This disclosure is generally directed to magnetic devices, such as transformers and inductors. More specifically, this disclosure relates to an apparatus and method for thermal management of magnetic devices.
Various electronic devices routinely include large inductors, transformers, or other magnetic devices formed using one or more coils wrapped around a magnetic core. Certain types of magnetic devices can operate in higher frequency ranges, such as from tens of kilohertz to many megahertz or even higher. These types of magnetic devices are often cooled using forced liquid or forced air cooling. However, these types of higher-frequency magnetic devices often have magnetic cores formed from tape-wound or solid materials, such as ferrite or powdered substances. Cores such as this are typically difficult to cool even at lower power levels, such as in the range of hundreds of watts to many kilowatts, because of their low thermal conductivity. Moreover, core-to-winding insulation and inter-winding insulation can further hinder cooling of these devices.
This disclosure provides an apparatus and method for thermal management of magnetic devices.
In a first embodiment, an apparatus includes a coil assembly having at least one winding configured to receive a varying electrical current. The apparatus also includes a core having multiple segments, where the at least one winding is wound around portions of the segments and is configured to generate a magnetic flux. The apparatus further includes at least one cooling channel configured to transport coolant through the coil assembly or core in order to cool the coil assembly or core.
In a second embodiment, a system includes a housing having at least one inlet configured to receive coolant and at least one outlet configured to provide the coolant. The system also includes an electronic device to be cooled within the housing, where the electronic device includes a magnetic device. The magnetic device includes a coil assembly having at least one winding configured to receive a varying electrical current. The magnetic device also includes a core having multiple segments, where the at least one winding is wound around portions of the segments and is configured to generate a magnetic flux. The magnetic device further includes at least one cooling channel configured to transport the coolant through the coil assembly or core in order to cool the coil assembly or core.

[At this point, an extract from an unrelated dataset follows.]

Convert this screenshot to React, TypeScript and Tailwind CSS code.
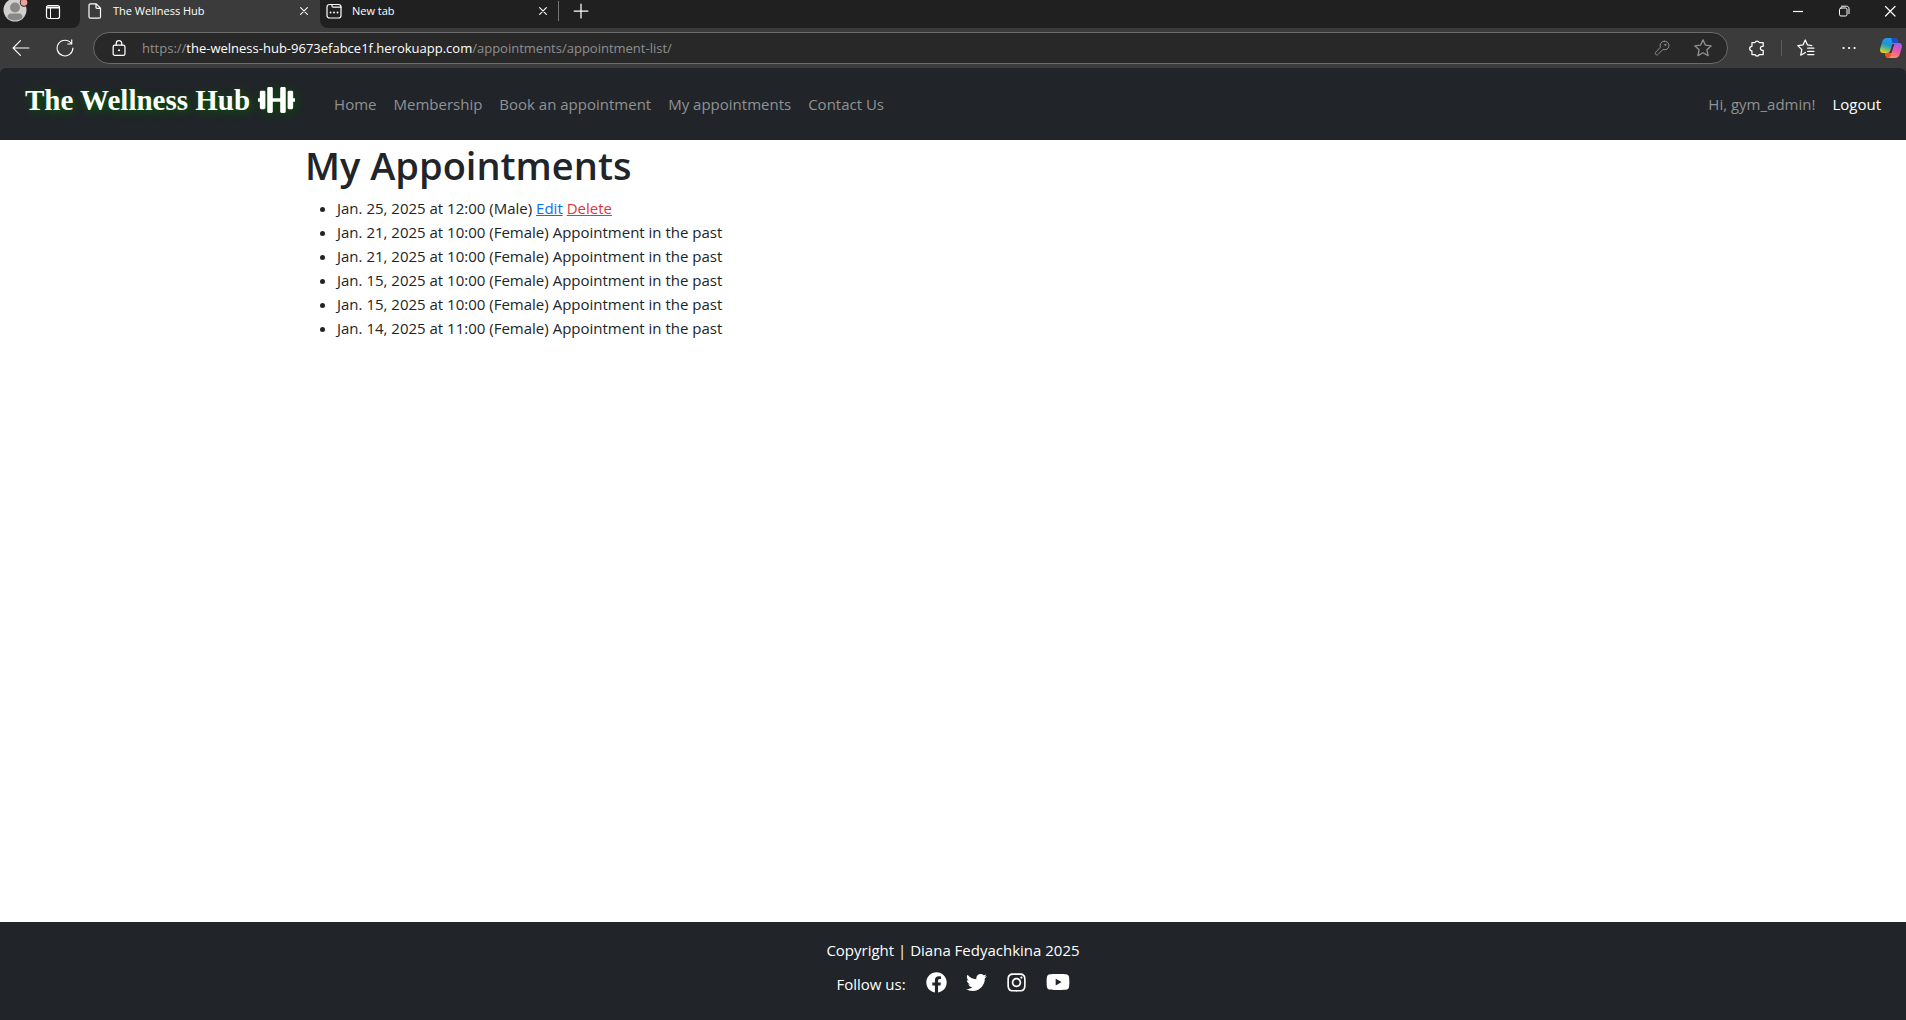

In a third embodiment, a method includes forming a coil assembly having at least one winding configured to receive a varying electrical current. The method also includes forming a core having multiple segments, where the at least one winding is wound around portions of the segments and is configured to generate a magnetic flux. The coil assembly or core includes at least one cooling channel configured to transport coolant through the coil assembly or core in order to cool the coil assembly or core.
Other technical features may be readily apparent to one skilled in the art from the following figures, descriptions, and claims.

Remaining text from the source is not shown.